Common mistakes to avoid


  • Too rigid: Absolute bans (e.g., never expedite) can cause bigger failures; prefer conditional rules with escalation options.
  • Too vague: “Use best judgment” without thresholds leads to inconsistent behavior across teams.
  • Disconnected from data: If guardrails aren’t fed by reliable metrics, they’ll be ignored or misapplied.
  • No review rhythm: Guardrails left static become obsolete when demand patterns or supplier networks change.


Measuring success


Evaluate guardrails by tracking both direct and downstream indicators: reduction in emergency spend, improved consistency of decisions, maintenance of service levels during disruptions, fewer incident escalations, and faster decision cycle times. Qualitative feedback from front-line users is also valuable — guardrails should make their jobs easier, not harder.

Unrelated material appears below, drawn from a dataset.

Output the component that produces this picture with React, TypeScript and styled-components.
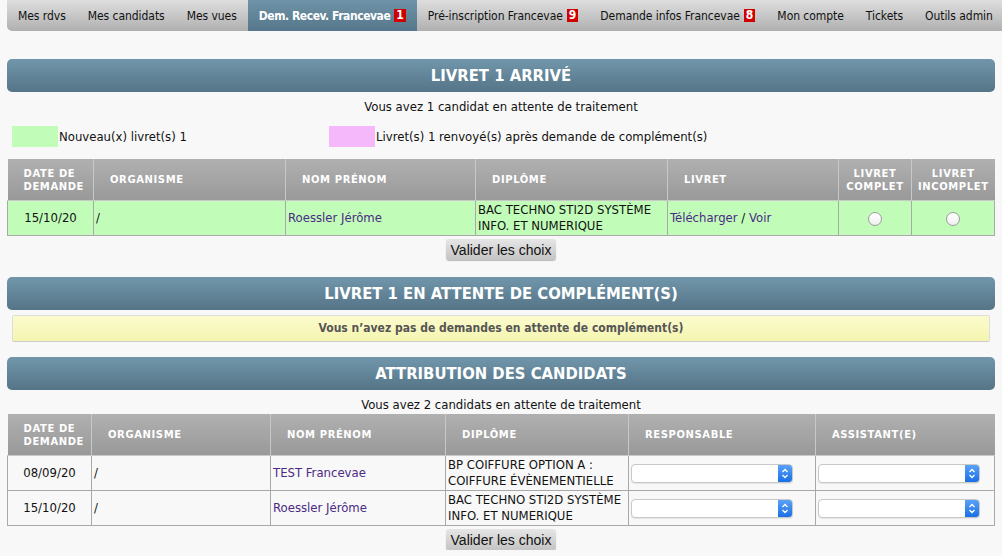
import React, { FC } from 'react';
import styled, { createGlobalStyle } from 'styled-components';

const GlobalStyle = createGlobalStyle`
  html, body {
    margin: 0;
    padding: 0;
    background: #f8f8f8;
  }
  body {
    font-family: "DejaVu Sans Condensed", "DejaVu Sans", sans-serif;
    font-size: 13px;
    color: #111;
  }
`;

const Page = styled.div`
  padding: 0 7px;
`;

const Nav = styled.nav`
  display: flex;
  height: 31px;
  margin-right: -7px;
  background: linear-gradient(#dedede, #b0b0b0);
  border-bottom-left-radius: 5px;
  overflow: hidden;
`;

const NavItem = styled.div<{ $active?: boolean }>`
  display: flex;
  align-items: center;
  padding: 0 11px;
  white-space: nowrap;
  font-size: 12px;
  letter-spacing: ${({ $active }) => ($active ? '-0.45px' : '-0.05px')};
  color: ${({ $active }) => ($active ? '#fff' : '#111')};
  font-weight: ${({ $active }) => ($active ? 'bold' : 'normal')};
  background: ${({ $active }) => ($active ? 'linear-gradient(#6f93a8, #56778b)' : 'none')};
`;

const Badge = styled.span`
  display: inline-block;
  margin-left: 4px;
  padding: 0 2px;
  min-width: 7px;
  height: 13px;
  line-height: 13px;
  background: #d00000;
  color: #fff;
  font-weight: bold;
  font-size: 12px;
  letter-spacing: 0;
  text-align: center;
`;

const SectionTitle = styled.h2<{ $top: number }>`
  margin: ${({ $top }) => $top}px 0 0;
  height: 33px;
  line-height: 33px;
  border-radius: 5px;
  background: linear-gradient(#7196ab, #557487);
  color: #fff;
  text-align: center;
  font-size: 16.5px;
  font-weight: bold;
  text-transform: uppercase;
`;

const Info = styled.p<{ $top: number }>`
  margin: ${({ $top }) => $top}px 0 0;
  text-align: center;
  line-height: 16px;
`;

const Legend = styled.div`
  display: grid;
  grid-template-columns: 317px 1fr;
  margin: 11px 0 0 5px;
`;

const LegendItem = styled.div`
  display: flex;
  align-items: center;
`;

const Swatch = styled.span<{ $color: string }>`
  width: 46px;
  height: 21px;
  margin-right: 1px;
  background: ${({ $color }) => $color};
`;

const Table = styled.table<{ $top: number }>`
  width: 100%;
  margin-top: ${({ $top }) => $top}px;
  border-collapse: collapse;
  table-layout: fixed;
`;

const Th = styled.th`
  height: 41px;
  padding: 0 8px 0 16px;
  border: 1px solid #c8c8c8;
  border-top: none;
  background: linear-gradient(#b0b0b0, #999);
  color: #fff;
  font-family: "DejaVu Sans", sans-serif;
  font-size: 10px;
  font-weight: bold;
  letter-spacing: 0.6px;
  line-height: 13px;
  text-align: left;
  text-transform: uppercase;
  &:first-child {
    border-left: none;
  }
  &:last-child {
    border-right: none;
  }
`;

const NarrowTh = styled(Th)`
  padding: 0 4px;
  text-align: center;
`;

const Tr = styled.tr<{ $bg?: string }>`
  background: ${({ $bg }) => $bg || 'transparent'};
`;

const Td = styled.td<{ $center?: boolean }>`
  height: 34px;
  padding: 0 2px;
  border: 1px solid #a9a9a9;
  text-align: ${({ $center }) => ($center ? 'center' : 'left')};
  line-height: 16px;
  vertical-align: middle;
`;

const Link = styled.a`
  color: #4b2a85;
  text-decoration: none;
`;

const Radio = styled.span`
  display: inline-block;
  width: 12px;
  height: 12px;
  border-radius: 50%;
  border: 1px solid #9a9a9a;
  background: linear-gradient(#fff, #f0f0f0);
  vertical-align: middle;
`;

const ButtonRow = styled.div`
  display: flex;
  justify-content: center;
  margin-top: 3px;
`;

const Button = styled.button`
  height: 21px;
  padding: 0 5px;
  border: none;
  border-radius: 3px;
  background: linear-gradient(#e6e6e6, #c4c4c4);
  box-shadow: 0 1px 1px rgba(0, 0, 0, 0.25);
  font-family: "Liberation Sans", Arial, sans-serif;
  font-size: 14px;
  color: #111;
`;

const Notice = styled.div`
  margin: 5px 5px 0;
  height: 25px;
  line-height: 25px;
  border: 1px solid #ddd;
  border-bottom-color: #ccc;
  border-radius: 2px;
  background: linear-gradient(#fbfbce, #f5f5b0);
  text-align: center;
  color: #555;
  font-size: 12px;
  font-weight: bold;
`;

const Select = styled.span`
  display: flex;
  width: 160px;
  height: 17px;
  border: 1px solid #c8c8c8;
  border-radius: 4px;
  background: #fff;
  overflow: hidden;
  box-shadow: 0 1px 1px rgba(0, 0, 0, 0.08);
`;

const SelectBody = styled.span`
  flex: 1;
`;

const SelectArrow = styled.span`
  display: flex;
  align-items: center;
  justify-content: center;
  width: 14px;
  background: linear-gradient(#5aa2f8, #1a6fe6);
`;

const Stepper: FC = () => (
  <svg width="8" height="11" viewBox="0 0 8 11">
    <path d="M1.5 4 L4 1.5 L6.5 4 M1.5 7 L4 9.5 L6.5 7" fill="none" stroke="#fff" strokeWidth="1.3" />
  </svg>
);

const FakeSelect: FC = () => (
  <Select>
    <SelectBody />
    <SelectArrow>
      <Stepper />
    </SelectArrow>
  </Select>
);

const navItems: { label: string; badge?: number; active?: boolean }[] = [
  { label: 'Mes rdvs' },
  { label: 'Mes candidats' },
  { label: 'Mes vues' },
  { label: 'Dem. Recev. Francevae', badge: 1, active: true },
  { label: 'Pré-inscription Francevae', badge: 9 },
  { label: 'Demande infos Francevae', badge: 8 },
  { label: 'Mon compte' },
  { label: 'Tickets' },
  { label: 'Outils admin' },
];

const attributions = [
  { date: '08/09/20', name: 'TEST Francevae', diplome: ['BP COIFFURE OPTION A :', 'COIFFURE ÉVÈNEMENTIELLE'] },
  { date: '15/10/20', name: 'Roessler Jérôme', diplome: ['BAC TECHNO STI2D SYSTÈME', 'INFO. ET NUMERIQUE'] },
];

const App: FC = () => (
  <>
    <GlobalStyle />
    <Page>
      <Nav>
        {navItems.map((item) => (
          <NavItem key={item.label} $active={item.active}>
            {item.label}
            {item.badge !== undefined && <Badge>{item.badge}</Badge>}
          </NavItem>
        ))}
      </Nav>

      <SectionTitle $top={28}>Livret 1 arrivé</SectionTitle>
      <Info $top={7}>Vous avez 1 candidat en attente de traitement</Info>
      <Legend>
        <LegendItem>
          <Swatch $color="#c1fdb9" />
          Nouveau(x) livret(s) 1
        </LegendItem>
        <LegendItem>
          <Swatch $color="#f5b9fb" />
          Livret(s) 1 renvoyé(s) après demande de complément(s)
        </LegendItem>
      </Legend>
      <Table $top={12}>
        <colgroup>
          <col style={{ width: 86 }} />
          <col style={{ width: 192 }} />
          <col style={{ width: 190 }} />
          <col style={{ width: 192 }} />
          <col style={{ width: 171 }} />
          <col style={{ width: 73 }} />
          <col />
        </colgroup>
        <thead>
          <tr>
            <Th>Date de demande</Th>
            <Th>Organisme</Th>
            <Th>Nom prénom</Th>
            <Th>Diplôme</Th>
            <Th>Livret</Th>
            <NarrowTh>Livret complet</NarrowTh>
            <NarrowTh>Livret incomplet</NarrowTh>
          </tr>
        </thead>
        <tbody>
          <Tr $bg="#c1fdb9">
            <Td $center>15/10/20</Td>
            <Td>/</Td>
            <Td><Link>Roessler Jérôme</Link></Td>
            <Td>BAC TECHNO STI2D SYSTÈME<br />INFO. ET NUMERIQUE</Td>
            <Td><Link>Télécharger</Link> / <Link>Voir</Link></Td>
            <Td $center><Radio /></Td>
            <Td $center><Radio /></Td>
          </Tr>
        </tbody>
      </Table>
      <ButtonRow>
        <Button>Valider les choix</Button>
      </ButtonRow>

      <SectionTitle $top={17}>Livret 1 en attente de complément(s)</SectionTitle>
      <Notice>Vous n’avez pas de demandes en attente de complément(s)</Notice>

      <SectionTitle $top={15}>Attribution des candidats</SectionTitle>
      <Info $top={7}>Vous avez 2 candidats en attente de traitement</Info>
      <Table $top={1}>
        <colgroup>
          <col style={{ width: 84 }} />
          <col style={{ width: 179 }} />
          <col style={{ width: 175 }} />
          <col style={{ width: 183 }} />
          <col style={{ width: 187 }} />
          <col />
        </colgroup>
        <thead>
          <tr>
            <Th>Date de demande</Th>
            <Th>Organisme</Th>
            <Th>Nom prénom</Th>
            <Th>Diplôme</Th>
            <Th>Responsable</Th>
            <Th>Assistant(e)</Th>
          </tr>
        </thead>
        <tbody>
          {attributions.map((row) => (
            <Tr key={row.date + row.name}>
              <Td $center>{row.date}</Td>
              <Td>/</Td>
              <Td><Link>{row.name}</Link></Td>
              <Td>{row.diplome[0]}<br />{row.diplome[1]}</Td>
              <Td><FakeSelect /></Td>
              <Td><FakeSelect /></Td>
            </Tr>
          ))}
        </tbody>
      </Table>
      <ButtonRow>
        <Button>Valider les choix</Button>
      </ButtonRow>
    </Page>
  </>
);

export default App;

How software supports guardrails


WMS and TMS platforms can enforce guardrails by embedding rules into workflows, triggering alerts when thresholds are breached, recommending alternate suppliers or carriers, and logging decisions for audit and improvement. Integration with dashboards allows leaders to see when guardrails are active and how often exceptions occur.


Friendly closing advice



Start small: implement a few high-impact guardrails for the most frequent pain points, measure effects, and expand. Treat guardrails as living tools — simple, measurable, and co-owned by operations, supply chain, and finance. In uncertain times, good guardrails reduce stress, speed decisions, and keep your logistics operations aligned with what matters most.